# Aim of the task:
Copy out all the lines where "React" shows up.

# Items:
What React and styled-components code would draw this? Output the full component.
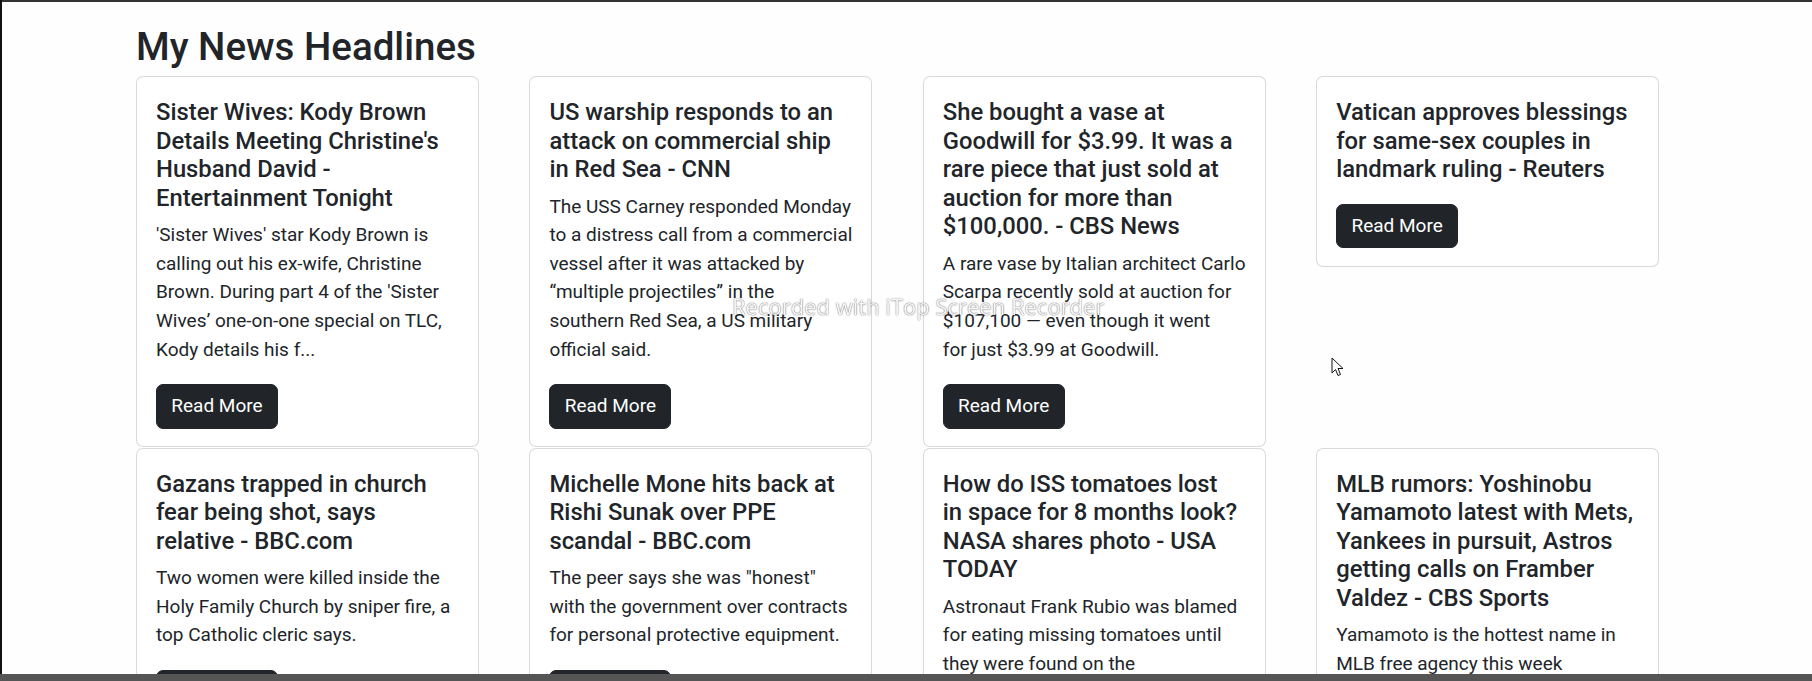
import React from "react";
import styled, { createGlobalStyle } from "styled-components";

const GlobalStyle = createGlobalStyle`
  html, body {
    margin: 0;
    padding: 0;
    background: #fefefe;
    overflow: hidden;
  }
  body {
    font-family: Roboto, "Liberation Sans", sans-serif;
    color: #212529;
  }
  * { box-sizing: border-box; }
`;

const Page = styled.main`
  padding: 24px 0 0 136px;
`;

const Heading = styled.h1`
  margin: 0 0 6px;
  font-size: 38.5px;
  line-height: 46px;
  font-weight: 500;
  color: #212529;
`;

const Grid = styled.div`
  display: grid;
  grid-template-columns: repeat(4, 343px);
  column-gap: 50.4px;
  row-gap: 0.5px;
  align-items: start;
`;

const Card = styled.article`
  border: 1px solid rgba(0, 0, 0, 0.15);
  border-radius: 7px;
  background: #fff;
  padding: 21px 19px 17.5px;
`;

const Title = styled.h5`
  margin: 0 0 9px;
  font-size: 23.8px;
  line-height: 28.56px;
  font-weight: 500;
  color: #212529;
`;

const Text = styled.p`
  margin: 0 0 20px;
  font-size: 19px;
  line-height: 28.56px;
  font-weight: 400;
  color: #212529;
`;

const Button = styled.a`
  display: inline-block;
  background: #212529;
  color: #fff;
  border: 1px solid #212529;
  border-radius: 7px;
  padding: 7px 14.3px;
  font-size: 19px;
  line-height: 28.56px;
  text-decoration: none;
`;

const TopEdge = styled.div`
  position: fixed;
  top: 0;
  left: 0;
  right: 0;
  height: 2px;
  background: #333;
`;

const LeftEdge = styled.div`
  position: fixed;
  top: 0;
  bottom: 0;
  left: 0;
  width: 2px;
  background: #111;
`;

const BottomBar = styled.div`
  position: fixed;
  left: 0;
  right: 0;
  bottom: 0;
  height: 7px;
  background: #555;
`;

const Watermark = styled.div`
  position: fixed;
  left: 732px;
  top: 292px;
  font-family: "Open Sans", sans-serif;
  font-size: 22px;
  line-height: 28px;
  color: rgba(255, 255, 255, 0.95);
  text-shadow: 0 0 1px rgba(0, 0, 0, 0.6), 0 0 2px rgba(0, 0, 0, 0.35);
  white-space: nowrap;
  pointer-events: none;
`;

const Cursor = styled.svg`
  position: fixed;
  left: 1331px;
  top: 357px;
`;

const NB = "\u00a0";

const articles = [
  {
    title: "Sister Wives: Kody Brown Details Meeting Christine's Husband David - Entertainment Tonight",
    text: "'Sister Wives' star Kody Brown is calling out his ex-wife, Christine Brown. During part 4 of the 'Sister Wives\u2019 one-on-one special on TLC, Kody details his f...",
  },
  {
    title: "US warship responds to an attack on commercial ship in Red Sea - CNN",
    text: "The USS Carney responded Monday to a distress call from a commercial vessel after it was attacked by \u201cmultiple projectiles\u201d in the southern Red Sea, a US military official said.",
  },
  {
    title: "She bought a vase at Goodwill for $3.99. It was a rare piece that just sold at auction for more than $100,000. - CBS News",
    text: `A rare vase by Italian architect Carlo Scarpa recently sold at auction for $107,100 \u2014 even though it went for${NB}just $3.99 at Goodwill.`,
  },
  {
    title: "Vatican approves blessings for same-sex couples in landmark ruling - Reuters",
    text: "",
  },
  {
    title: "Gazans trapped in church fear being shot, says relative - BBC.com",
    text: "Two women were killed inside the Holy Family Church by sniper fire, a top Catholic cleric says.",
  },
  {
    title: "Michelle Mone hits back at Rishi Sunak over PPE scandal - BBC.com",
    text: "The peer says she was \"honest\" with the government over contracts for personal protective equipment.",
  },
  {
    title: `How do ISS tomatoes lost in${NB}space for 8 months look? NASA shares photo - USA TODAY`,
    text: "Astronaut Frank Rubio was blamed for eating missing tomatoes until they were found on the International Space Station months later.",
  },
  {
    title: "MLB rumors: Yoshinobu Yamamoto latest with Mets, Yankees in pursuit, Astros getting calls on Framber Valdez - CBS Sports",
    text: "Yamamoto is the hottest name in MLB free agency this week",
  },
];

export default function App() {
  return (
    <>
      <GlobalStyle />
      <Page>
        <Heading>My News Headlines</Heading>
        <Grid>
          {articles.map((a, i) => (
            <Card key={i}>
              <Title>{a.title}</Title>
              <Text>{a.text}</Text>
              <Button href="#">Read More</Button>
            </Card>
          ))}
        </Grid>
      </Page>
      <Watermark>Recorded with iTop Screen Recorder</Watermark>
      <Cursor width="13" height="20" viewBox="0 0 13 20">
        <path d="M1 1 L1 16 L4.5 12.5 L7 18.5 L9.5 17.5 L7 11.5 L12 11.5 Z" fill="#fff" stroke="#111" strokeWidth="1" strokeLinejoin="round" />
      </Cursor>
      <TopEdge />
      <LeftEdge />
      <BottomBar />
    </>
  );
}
...
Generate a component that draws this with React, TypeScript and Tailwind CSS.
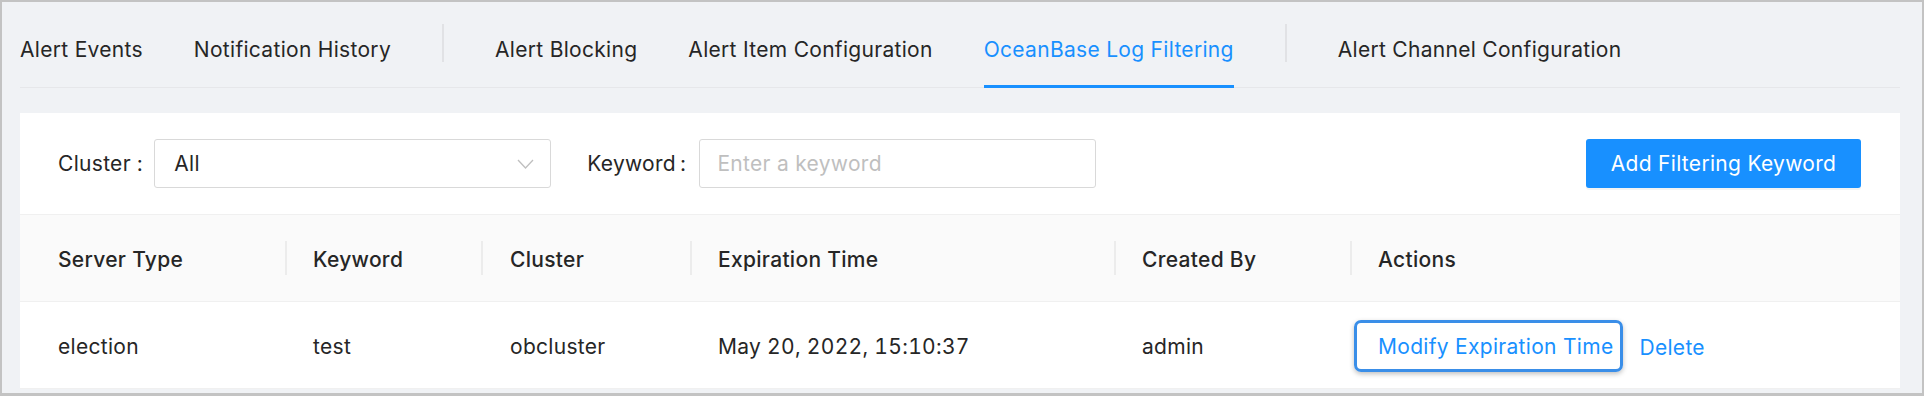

# The result:
What React and styled-components code would draw this? Output the full component.
import React from "react";
Generate a component that draws this with React, TypeScript and Tailwind CSS.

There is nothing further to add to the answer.